__TASK INPUT__.

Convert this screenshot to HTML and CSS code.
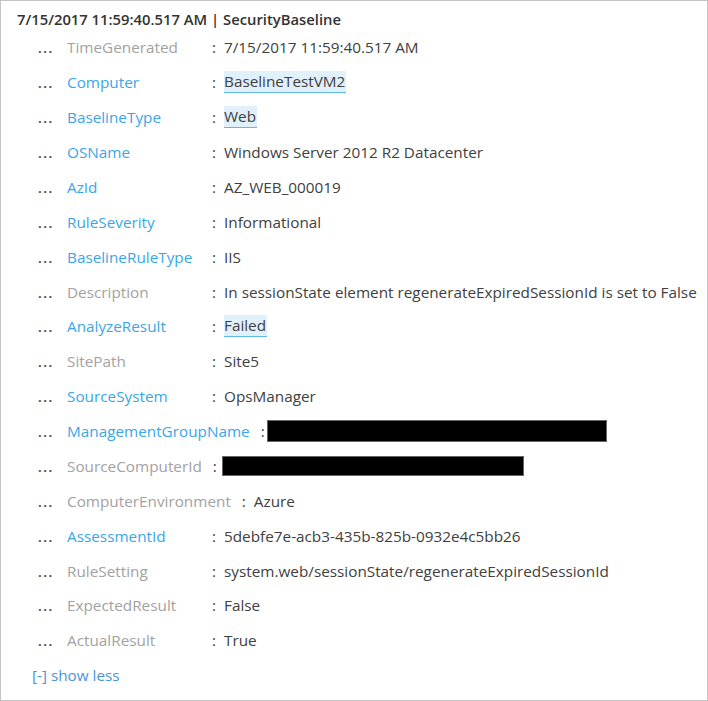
---
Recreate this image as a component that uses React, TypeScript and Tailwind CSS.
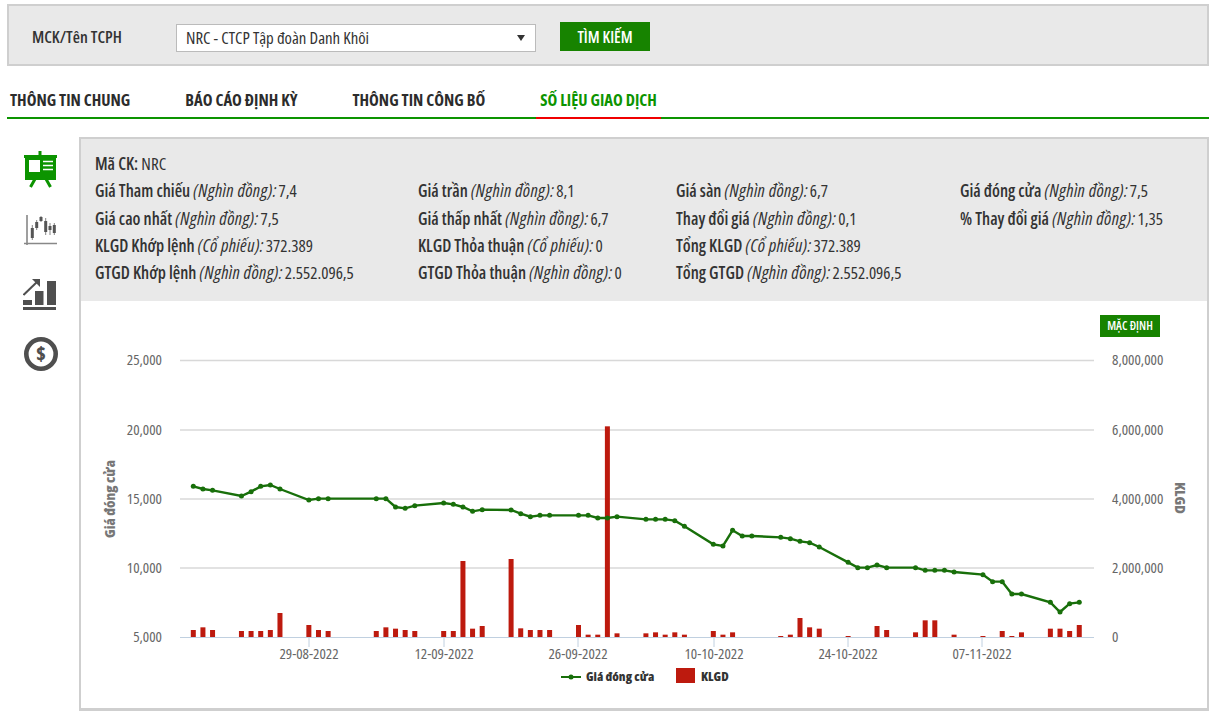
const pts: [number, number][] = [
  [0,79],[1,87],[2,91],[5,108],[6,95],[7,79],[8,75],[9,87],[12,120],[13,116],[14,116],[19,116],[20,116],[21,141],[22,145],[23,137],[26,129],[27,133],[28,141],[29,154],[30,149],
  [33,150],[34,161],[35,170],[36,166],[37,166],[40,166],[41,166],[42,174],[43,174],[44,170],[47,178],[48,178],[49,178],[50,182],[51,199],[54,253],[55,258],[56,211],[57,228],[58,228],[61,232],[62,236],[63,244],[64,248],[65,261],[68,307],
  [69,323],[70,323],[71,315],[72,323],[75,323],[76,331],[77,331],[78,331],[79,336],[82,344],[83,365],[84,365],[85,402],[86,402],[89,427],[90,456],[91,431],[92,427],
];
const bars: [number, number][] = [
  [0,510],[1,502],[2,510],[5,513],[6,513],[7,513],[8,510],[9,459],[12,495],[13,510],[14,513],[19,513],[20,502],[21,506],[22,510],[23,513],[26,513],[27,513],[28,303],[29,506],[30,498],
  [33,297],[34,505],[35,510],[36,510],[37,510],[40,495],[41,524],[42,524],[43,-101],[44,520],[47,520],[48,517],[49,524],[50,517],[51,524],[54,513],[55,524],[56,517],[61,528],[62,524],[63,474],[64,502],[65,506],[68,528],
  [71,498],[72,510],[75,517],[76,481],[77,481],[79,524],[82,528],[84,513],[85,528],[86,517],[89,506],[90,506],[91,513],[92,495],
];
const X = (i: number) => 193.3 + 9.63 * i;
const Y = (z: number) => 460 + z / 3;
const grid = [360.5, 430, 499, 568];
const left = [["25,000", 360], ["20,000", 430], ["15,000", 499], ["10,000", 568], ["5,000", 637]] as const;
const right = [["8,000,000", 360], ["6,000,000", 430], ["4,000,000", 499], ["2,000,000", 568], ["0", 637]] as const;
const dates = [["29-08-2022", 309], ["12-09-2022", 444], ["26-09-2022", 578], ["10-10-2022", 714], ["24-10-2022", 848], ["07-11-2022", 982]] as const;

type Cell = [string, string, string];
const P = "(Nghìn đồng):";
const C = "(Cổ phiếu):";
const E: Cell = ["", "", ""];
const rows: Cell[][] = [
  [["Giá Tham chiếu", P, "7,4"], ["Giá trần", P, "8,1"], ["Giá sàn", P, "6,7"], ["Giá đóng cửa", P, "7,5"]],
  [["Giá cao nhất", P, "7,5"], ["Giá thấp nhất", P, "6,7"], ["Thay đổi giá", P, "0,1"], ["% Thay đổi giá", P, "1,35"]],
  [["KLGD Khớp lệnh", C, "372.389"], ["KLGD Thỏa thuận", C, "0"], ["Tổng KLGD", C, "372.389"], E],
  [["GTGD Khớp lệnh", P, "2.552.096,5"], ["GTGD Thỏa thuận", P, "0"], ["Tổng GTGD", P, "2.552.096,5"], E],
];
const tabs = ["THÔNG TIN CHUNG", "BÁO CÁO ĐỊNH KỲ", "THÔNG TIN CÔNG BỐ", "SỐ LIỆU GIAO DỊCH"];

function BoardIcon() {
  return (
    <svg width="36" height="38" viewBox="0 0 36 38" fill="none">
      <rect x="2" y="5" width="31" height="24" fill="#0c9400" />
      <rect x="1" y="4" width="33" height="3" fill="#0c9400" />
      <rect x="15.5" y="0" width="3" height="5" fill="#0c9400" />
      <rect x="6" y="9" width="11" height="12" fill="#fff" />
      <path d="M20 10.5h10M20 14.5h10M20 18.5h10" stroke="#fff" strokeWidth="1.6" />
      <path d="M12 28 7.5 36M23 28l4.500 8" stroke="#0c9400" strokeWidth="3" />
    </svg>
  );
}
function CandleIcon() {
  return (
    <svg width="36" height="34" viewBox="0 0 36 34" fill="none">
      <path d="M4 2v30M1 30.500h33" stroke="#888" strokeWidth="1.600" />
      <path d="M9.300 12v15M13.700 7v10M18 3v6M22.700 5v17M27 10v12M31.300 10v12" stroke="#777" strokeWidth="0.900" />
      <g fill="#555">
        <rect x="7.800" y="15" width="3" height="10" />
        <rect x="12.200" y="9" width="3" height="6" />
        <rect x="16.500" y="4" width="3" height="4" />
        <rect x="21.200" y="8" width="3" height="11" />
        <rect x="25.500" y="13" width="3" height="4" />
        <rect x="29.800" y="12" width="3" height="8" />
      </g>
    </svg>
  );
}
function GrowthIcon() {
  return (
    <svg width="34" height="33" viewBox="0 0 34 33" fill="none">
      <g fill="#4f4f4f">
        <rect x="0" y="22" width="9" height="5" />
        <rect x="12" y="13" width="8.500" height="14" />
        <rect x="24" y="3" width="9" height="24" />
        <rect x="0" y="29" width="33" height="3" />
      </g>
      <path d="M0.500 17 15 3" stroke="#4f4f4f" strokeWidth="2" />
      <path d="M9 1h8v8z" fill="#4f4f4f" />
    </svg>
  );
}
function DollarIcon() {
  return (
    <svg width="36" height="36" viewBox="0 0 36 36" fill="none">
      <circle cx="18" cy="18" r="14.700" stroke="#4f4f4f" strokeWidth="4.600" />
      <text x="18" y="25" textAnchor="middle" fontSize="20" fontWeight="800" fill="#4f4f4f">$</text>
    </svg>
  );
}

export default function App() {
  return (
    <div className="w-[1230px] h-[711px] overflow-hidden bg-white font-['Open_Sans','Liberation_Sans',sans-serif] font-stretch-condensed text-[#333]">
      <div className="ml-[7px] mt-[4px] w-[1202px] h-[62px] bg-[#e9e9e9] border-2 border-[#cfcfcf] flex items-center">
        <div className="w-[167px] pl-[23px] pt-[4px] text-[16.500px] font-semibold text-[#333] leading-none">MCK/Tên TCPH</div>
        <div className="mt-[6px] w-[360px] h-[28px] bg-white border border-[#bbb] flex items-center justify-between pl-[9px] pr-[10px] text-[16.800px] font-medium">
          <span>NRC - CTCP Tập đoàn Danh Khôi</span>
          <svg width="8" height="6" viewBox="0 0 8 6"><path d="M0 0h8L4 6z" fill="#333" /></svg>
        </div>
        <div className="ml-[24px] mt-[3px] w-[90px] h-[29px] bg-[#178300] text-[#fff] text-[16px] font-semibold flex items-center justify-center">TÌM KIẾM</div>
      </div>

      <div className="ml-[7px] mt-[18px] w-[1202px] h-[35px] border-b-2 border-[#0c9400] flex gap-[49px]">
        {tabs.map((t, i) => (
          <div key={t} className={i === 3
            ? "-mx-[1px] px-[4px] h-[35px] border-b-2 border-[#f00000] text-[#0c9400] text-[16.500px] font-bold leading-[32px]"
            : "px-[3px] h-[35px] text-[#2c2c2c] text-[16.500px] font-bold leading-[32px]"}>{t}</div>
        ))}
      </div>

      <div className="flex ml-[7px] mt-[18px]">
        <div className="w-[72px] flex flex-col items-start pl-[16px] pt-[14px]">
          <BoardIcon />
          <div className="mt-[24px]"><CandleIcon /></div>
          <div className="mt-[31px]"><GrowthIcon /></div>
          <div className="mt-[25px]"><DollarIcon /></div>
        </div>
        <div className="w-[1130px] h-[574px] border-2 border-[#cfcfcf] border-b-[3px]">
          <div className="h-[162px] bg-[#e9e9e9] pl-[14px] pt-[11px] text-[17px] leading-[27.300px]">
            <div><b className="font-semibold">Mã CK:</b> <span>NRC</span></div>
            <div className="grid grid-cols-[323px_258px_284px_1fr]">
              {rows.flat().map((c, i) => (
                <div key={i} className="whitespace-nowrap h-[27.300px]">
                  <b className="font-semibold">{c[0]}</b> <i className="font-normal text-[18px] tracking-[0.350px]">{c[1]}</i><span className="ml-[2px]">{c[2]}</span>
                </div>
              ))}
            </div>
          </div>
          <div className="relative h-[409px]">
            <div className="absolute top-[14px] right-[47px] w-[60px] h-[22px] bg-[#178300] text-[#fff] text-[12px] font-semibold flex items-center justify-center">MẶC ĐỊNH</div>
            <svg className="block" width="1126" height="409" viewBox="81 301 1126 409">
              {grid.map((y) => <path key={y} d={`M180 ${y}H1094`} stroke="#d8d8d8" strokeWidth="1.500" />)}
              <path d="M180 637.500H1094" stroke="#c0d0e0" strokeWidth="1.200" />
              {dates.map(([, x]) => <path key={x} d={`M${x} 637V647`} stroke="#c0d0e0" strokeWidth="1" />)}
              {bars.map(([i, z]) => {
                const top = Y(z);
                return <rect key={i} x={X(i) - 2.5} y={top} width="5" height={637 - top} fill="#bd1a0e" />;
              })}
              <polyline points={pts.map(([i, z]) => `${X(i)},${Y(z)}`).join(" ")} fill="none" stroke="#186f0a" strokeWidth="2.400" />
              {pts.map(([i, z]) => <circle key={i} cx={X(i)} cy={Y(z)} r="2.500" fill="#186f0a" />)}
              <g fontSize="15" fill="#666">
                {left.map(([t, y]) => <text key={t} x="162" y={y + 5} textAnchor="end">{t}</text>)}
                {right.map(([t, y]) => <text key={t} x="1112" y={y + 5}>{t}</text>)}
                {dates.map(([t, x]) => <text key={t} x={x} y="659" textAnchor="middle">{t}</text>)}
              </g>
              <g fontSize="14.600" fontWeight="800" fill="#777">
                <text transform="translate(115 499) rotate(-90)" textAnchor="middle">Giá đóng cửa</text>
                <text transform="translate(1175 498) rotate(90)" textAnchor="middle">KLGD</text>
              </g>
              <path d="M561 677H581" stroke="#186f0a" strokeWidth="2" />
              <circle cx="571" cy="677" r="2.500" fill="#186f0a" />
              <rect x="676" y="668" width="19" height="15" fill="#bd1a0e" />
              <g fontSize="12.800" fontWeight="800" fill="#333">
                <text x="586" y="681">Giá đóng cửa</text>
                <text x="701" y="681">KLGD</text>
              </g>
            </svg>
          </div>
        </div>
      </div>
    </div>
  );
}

__GIVEN PROBLEM__.
Gather all lines with the string "this" from the data.

__RESPONSE TO THE TASK__.
Convert this screenshot to HTML and CSS code.
Recreate this image as a component that uses React, TypeScript and Tailwind CSS.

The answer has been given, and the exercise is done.